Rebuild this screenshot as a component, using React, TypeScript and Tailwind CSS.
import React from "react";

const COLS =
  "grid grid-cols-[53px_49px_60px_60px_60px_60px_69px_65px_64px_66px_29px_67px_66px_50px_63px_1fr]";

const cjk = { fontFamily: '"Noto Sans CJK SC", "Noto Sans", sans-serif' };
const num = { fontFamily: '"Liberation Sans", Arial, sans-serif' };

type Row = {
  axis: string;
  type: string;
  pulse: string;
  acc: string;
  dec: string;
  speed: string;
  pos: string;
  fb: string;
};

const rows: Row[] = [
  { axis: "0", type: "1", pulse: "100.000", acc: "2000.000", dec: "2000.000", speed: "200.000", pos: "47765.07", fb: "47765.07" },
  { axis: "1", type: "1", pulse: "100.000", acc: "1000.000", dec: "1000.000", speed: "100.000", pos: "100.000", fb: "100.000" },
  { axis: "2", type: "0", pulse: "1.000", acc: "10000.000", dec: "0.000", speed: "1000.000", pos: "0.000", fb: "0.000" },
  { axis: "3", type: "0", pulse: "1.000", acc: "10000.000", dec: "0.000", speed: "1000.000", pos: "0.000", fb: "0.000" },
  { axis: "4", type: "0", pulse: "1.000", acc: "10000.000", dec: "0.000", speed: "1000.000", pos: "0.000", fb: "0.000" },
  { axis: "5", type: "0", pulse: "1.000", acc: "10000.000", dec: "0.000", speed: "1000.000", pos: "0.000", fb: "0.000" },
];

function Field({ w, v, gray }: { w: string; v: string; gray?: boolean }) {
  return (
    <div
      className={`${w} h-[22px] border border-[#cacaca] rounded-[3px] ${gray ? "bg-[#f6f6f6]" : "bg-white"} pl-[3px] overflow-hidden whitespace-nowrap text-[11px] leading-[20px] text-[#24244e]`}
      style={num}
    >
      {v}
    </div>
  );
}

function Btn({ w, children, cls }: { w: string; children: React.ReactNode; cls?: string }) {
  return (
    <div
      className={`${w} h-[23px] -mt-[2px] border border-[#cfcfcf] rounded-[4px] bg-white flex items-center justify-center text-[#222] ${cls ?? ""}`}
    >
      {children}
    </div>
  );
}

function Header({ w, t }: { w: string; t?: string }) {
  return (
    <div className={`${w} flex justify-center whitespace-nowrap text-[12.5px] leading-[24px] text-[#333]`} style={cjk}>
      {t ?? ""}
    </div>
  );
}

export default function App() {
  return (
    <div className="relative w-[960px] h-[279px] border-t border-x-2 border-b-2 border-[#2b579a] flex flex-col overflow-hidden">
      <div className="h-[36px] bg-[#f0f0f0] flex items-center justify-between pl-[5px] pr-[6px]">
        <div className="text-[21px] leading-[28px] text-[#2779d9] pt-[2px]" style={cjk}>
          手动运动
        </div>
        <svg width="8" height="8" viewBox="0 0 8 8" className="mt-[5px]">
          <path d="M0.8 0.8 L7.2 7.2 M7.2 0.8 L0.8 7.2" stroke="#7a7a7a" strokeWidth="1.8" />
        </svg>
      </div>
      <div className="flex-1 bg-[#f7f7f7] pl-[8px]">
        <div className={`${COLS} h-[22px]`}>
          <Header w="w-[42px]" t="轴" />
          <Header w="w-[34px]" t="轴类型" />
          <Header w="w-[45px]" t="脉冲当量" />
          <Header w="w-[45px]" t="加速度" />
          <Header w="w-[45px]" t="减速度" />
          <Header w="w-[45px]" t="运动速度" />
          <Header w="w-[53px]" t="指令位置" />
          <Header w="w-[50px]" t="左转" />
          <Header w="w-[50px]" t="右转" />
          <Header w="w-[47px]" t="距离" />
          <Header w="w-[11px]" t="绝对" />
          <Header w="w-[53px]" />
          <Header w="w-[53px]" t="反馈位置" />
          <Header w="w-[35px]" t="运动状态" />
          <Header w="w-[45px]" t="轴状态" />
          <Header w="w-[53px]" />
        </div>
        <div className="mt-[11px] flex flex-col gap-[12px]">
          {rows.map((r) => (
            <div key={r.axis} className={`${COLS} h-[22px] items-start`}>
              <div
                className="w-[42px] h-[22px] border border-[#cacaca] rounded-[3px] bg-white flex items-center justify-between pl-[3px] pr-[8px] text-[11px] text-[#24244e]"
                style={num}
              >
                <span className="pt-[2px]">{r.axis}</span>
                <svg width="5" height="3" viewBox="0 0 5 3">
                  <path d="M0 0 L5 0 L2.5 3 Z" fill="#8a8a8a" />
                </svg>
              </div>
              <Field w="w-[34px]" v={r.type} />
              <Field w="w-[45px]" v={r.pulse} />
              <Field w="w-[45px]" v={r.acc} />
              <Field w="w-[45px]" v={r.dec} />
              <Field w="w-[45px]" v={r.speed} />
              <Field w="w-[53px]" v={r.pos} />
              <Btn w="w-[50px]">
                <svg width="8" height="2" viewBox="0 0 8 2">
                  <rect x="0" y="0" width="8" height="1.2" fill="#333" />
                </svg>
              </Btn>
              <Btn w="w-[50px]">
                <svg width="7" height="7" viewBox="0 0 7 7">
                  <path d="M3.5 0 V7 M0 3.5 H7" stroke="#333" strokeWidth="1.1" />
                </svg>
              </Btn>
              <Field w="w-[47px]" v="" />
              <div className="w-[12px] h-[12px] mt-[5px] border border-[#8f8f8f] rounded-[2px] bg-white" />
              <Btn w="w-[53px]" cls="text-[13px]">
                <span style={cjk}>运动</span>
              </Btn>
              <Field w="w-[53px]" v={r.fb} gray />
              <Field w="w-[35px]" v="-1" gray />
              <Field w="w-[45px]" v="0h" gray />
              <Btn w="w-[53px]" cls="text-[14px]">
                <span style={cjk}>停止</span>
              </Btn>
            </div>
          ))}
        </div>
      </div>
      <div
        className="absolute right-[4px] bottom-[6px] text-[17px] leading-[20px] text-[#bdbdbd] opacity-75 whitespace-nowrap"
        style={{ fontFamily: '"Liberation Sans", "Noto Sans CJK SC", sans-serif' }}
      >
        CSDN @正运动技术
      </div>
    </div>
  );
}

*Set exercise:*
Set down the listing above in full, please, exactly as it appears.

*Result:*
Rebuild this screenshot as a component, using React, TypeScript and Tailwind CSS.
import React from "react";

const COLS =
  "grid grid-cols-[53px_49px_60px_60px_60px_60px_69px_65px_64px_66px_29px_67px_66px_50px_63px_1fr]";

const cjk = { fontFamily: '"Noto Sans CJK SC", "Noto Sans", sans-serif' };
const num = { fontFamily: '"Liberation Sans", Arial, sans-serif' };

type Row = {
  axis: string;
  type: string;
  pulse: string;
  acc: string;
  dec: string;
  speed: string;
  pos: string;
  fb: string;
};

const rows: Row[] = [
  { axis: "0", type: "1", pulse: "100.000", acc: "2000.000", dec: "2000.000", speed: "200.000", pos: "47765.07", fb: "47765.07" },
  { axis: "1", type: "1", pulse: "100.000", acc: "1000.000", dec: "1000.000", speed: "100.000", pos: "100.000", fb: "100.000" },
  { axis: "2", type: "0", pulse: "1.000", acc: "10000.000", dec: "0.000", speed: "1000.000", pos: "0.000", fb: "0.000" },
  { axis: "3", type: "0", pulse: "1.000", acc: "10000.000", dec: "0.000", speed: "1000.000", pos: "0.000", fb: "0.000" },
  { axis: "4", type: "0", pulse: "1.000", acc: "10000.000", dec: "0.000", speed: "1000.000", pos: "0.000", fb: "0.000" },
  { axis: "5", type: "0", pulse: "1.000", acc: "10000.000", dec: "0.000", speed: "1000.000", pos: "0.000", fb: "0.000" },
];

function Field({ w, v, gray }: { w: string; v: string; gray?: boolean }) {
  return (
    <div
      className={`${w} h-[22px] border border-[#cacaca] rounded-[3px] ${gray ? "bg-[#f6f6f6]" : "bg-white"} pl-[3px] overflow-hidden whitespace-nowrap text-[11px] leading-[20px] text-[#24244e]`}
      style={num}
    >
      {v}
    </div>
  );
}

function Btn({ w, children, cls }: { w: string; children: React.ReactNode; cls?: string }) {
  return (
    <div
      className={`${w} h-[23px] -mt-[2px] border border-[#cfcfcf] rounded-[4px] bg-white flex items-center justify-center text-[#222] ${cls ?? ""}`}
    >
      {children}
    </div>
  );
}

function Header({ w, t }: { w: string; t?: string }) {
  return (
    <div className={`${w} flex justify-center whitespace-nowrap text-[12.5px] leading-[24px] text-[#333]`} style={cjk}>
      {t ?? ""}
    </div>
  );
}

export default function App() {
  return (
    <div className="relative w-[960px] h-[279px] border-t border-x-2 border-b-2 border-[#2b579a] flex flex-col overflow-hidden">
      <div className="h-[36px] bg-[#f0f0f0] flex items-center justify-between pl-[5px] pr-[6px]">
        <div className="text-[21px] leading-[28px] text-[#2779d9] pt-[2px]" style={cjk}>
          手动运动
        </div>
        <svg width="8" height="8" viewBox="0 0 8 8" className="mt-[5px]">
          <path d="M0.8 0.8 L7.2 7.2 M7.2 0.8 L0.8 7.2" stroke="#7a7a7a" strokeWidth="1.8" />
        </svg>
      </div>
      <div className="flex-1 bg-[#f7f7f7] pl-[8px]">
        <div className={`${COLS} h-[22px]`}>
          <Header w="w-[42px]" t="轴" />
          <Header w="w-[34px]" t="轴类型" />
          <Header w="w-[45px]" t="脉冲当量" />
          <Header w="w-[45px]" t="加速度" />
          <Header w="w-[45px]" t="减速度" />
          <Header w="w-[45px]" t="运动速度" />
          <Header w="w-[53px]" t="指令位置" />
          <Header w="w-[50px]" t="左转" />
          <Header w="w-[50px]" t="右转" />
          <Header w="w-[47px]" t="距离" />
          <Header w="w-[11px]" t="绝对" />
          <Header w="w-[53px]" />
          <Header w="w-[53px]" t="反馈位置" />
          <Header w="w-[35px]" t="运动状态" />
          <Header w="w-[45px]" t="轴状态" />
          <Header w="w-[53px]" />
        </div>
        <div className="mt-[11px] flex flex-col gap-[12px]">
          {rows.map((r) => (
            <div key={r.axis} className={`${COLS} h-[22px] items-start`}>
              <div
                className="w-[42px] h-[22px] border border-[#cacaca] rounded-[3px] bg-white flex items-center justify-between pl-[3px] pr-[8px] text-[11px] text-[#24244e]"
                style={num}
              >
                <span className="pt-[2px]">{r.axis}</span>
                <svg width="5" height="3" viewBox="0 0 5 3">
                  <path d="M0 0 L5 0 L2.5 3 Z" fill="#8a8a8a" />
                </svg>
              </div>
              <Field w="w-[34px]" v={r.type} />
              <Field w="w-[45px]" v={r.pulse} />
              <Field w="w-[45px]" v={r.acc} />
              <Field w="w-[45px]" v={r.dec} />
              <Field w="w-[45px]" v={r.speed} />
              <Field w="w-[53px]" v={r.pos} />
              <Btn w="w-[50px]">
                <svg width="8" height="2" viewBox="0 0 8 2">
                  <rect x="0" y="0" width="8" height="1.2" fill="#333" />
                </svg>
              </Btn>
              <Btn w="w-[50px]">
                <svg width="7" height="7" viewBox="0 0 7 7">
                  <path d="M3.5 0 V7 M0 3.5 H7" stroke="#333" strokeWidth="1.1" />
                </svg>
              </Btn>
              <Field w="w-[47px]" v="" />
              <div className="w-[12px] h-[12px] mt-[5px] border border-[#8f8f8f] rounded-[2px] bg-white" />
              <Btn w="w-[53px]" cls="text-[13px]">
                <span style={cjk}>运动</span>
              </Btn>
              <Field w="w-[53px]" v={r.fb} gray />
              <Field w="w-[35px]" v="-1" gray />
              <Field w="w-[45px]" v="0h" gray />
              <Btn w="w-[53px]" cls="text-[14px]">
                <span style={cjk}>停止</span>
              </Btn>
            </div>
          ))}
        </div>
      </div>
      <div
        className="absolute right-[4px] bottom-[6px] text-[17px] leading-[20px] text-[#bdbdbd] opacity-75 whitespace-nowrap"
        style={{ fontFamily: '"Liberation Sans", "Noto Sans CJK SC", sans-serif' }}
      >
        CSDN @正运动技术
      </div>
    </div>
  );
}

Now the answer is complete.